Provided information:

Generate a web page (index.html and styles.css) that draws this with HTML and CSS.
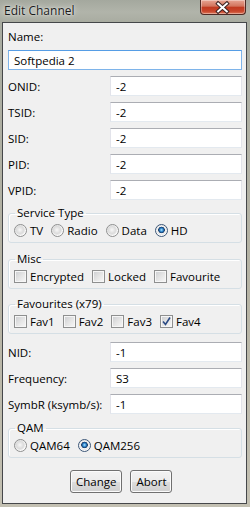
...
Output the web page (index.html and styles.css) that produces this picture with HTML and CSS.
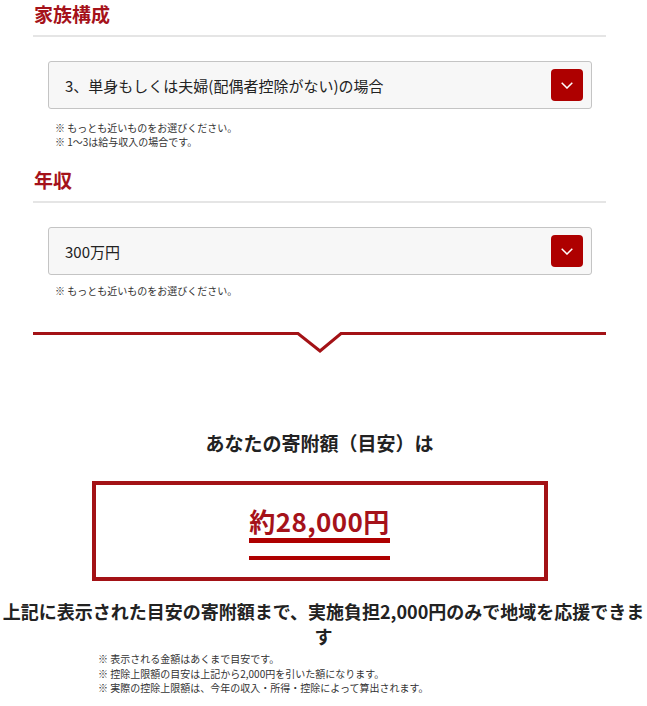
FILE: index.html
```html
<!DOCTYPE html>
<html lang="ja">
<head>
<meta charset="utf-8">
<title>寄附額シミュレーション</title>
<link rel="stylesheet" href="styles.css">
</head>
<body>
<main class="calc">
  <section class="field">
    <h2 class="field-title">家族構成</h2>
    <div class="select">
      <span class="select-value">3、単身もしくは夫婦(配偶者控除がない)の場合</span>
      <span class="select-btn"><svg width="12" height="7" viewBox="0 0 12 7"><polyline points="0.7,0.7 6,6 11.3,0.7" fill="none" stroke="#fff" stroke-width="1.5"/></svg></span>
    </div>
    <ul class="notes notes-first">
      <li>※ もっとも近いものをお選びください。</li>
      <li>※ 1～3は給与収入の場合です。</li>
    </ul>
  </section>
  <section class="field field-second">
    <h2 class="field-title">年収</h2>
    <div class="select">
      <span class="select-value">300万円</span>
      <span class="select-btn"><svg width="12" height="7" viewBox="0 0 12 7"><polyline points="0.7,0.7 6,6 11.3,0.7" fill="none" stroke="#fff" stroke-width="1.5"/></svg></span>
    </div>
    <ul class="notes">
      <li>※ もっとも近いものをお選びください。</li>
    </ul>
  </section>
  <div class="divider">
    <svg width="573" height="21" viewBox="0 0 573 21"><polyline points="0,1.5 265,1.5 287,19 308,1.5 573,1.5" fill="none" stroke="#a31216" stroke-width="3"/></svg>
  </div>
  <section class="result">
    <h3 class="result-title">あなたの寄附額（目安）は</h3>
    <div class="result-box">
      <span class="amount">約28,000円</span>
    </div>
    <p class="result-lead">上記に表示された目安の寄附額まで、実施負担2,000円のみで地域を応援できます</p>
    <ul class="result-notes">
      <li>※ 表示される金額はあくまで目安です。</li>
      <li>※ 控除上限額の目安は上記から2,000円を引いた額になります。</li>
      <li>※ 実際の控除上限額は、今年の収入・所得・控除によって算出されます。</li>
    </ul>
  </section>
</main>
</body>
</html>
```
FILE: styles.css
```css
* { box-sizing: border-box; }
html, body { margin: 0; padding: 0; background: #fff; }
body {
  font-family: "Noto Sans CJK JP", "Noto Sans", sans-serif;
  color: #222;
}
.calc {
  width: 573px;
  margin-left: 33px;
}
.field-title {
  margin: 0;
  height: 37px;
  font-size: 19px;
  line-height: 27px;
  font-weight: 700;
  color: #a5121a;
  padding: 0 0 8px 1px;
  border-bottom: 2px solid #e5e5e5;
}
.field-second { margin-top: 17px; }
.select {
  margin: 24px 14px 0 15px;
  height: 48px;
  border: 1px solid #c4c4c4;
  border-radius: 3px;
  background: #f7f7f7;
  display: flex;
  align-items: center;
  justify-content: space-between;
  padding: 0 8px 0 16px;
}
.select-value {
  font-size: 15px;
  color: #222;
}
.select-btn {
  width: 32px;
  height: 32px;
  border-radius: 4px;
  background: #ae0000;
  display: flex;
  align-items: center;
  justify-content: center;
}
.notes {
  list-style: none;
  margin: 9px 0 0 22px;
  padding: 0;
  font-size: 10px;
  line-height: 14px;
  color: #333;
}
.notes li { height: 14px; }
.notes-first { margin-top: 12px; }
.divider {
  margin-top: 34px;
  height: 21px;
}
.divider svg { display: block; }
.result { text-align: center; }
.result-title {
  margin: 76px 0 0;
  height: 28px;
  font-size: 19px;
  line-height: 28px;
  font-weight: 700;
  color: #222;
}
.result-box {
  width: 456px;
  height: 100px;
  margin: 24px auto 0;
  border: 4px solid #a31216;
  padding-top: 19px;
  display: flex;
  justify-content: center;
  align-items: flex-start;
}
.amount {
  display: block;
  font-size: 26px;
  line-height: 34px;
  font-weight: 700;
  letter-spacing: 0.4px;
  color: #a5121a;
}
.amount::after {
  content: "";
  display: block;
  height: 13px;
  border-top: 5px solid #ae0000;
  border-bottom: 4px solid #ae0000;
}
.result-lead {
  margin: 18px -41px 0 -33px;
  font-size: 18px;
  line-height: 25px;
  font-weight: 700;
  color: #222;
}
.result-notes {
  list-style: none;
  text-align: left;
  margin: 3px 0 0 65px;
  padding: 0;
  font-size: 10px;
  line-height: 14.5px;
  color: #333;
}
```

Given exercise:
Look through the material above. Copy each line where the word "that" appears.

Full output:
Generate a web page (index.html and styles.css) that draws this with HTML and CSS.
Output the web page (index.html and styles.css) that produces this picture with HTML and CSS.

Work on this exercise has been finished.